Defense officials said concern about legalities was only one of the reasons U.S. authorities resisted the temptation to, say, raid the bank accounts of Yugoslav President Slobodan Milosevic. Other reasons included the untested or embryonic state of the U.S. cyber arsenal and the rudimentary or decentralized nature of some Yugoslav systems, which officials said did not lend themselves to computer assault.


U.S. forces did target some computers that controlled the Yugoslav air defense system, the officials said. But the attacks were launched from electronic jamming aircraft rather than over computer networks from ground-based U.S. keyboards.


The 50 pages of guidelines, prepared by the Pentagon general counsel's office, were not drafted with the Yugoslav operation specifically in mind. But officials said the document, which has received little publicity, reflected the collective thinking of Defense Department lawyers about cyber warfare and marked the U.S. government's first formal attempt to set legal boundaries for the military's involvement in computer attack operations.


It told commanders to remain wary of targeting institutions that are essentially civilian, such as banking systems and universities, even though cyber weapons might provide the ability to do so.


In wartime, the document advised, computer attacks and other forms of what the military calls "information operations" should be conducted only by members of the armed forces, not civilian agents. It also stated that before launching any cyber assaults, commanders must carefully gauge potential damage beyond the intended target, much as the Pentagon now estimates the number of likely casualties from bomb attacks.

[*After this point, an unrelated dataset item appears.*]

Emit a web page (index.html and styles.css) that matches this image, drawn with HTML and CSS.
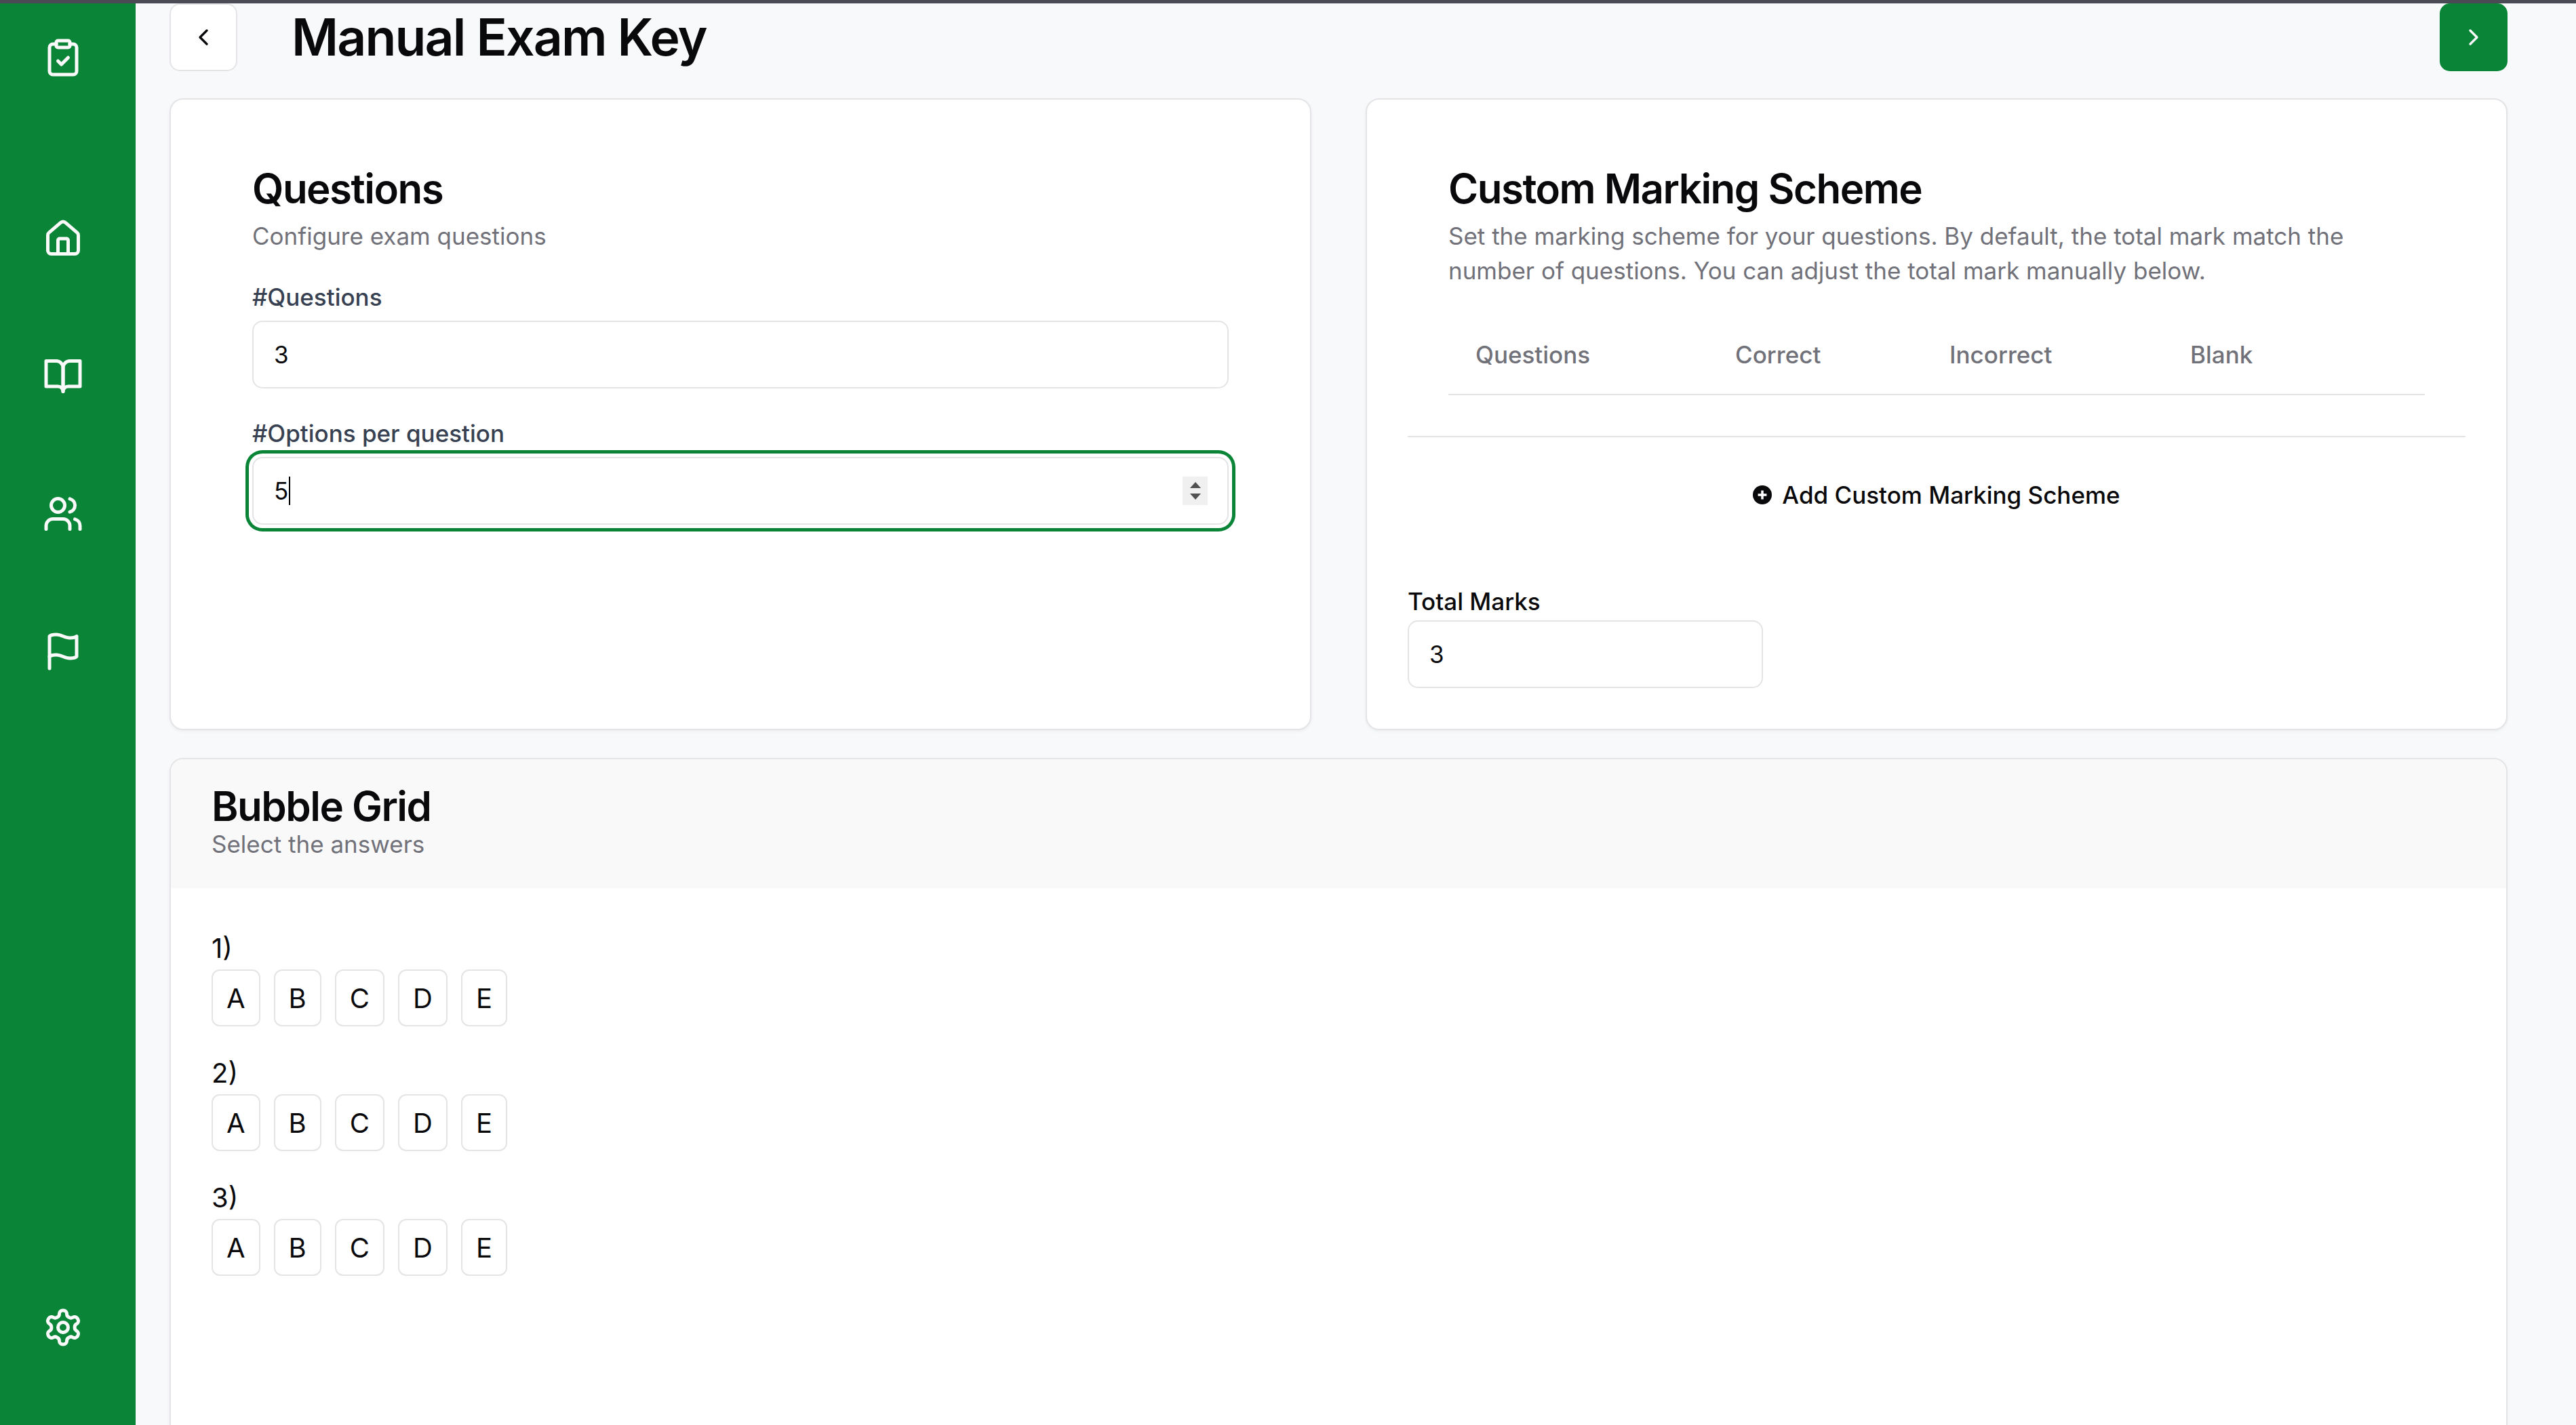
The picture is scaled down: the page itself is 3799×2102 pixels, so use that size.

By penetrating computer systems that control communications, transportation, energy and other basic services in a foreign country, cyber weapons can have serious cascading effects, disrupting not only military operations but civilian life, Pentagon officials say.


Defense specialists contend there are large gaps between what the technology promises and what practitioners can deliver. "We certainly have some capabilities, but they aren't what I would call mature ones yet," a high-ranking U.S. military officer said.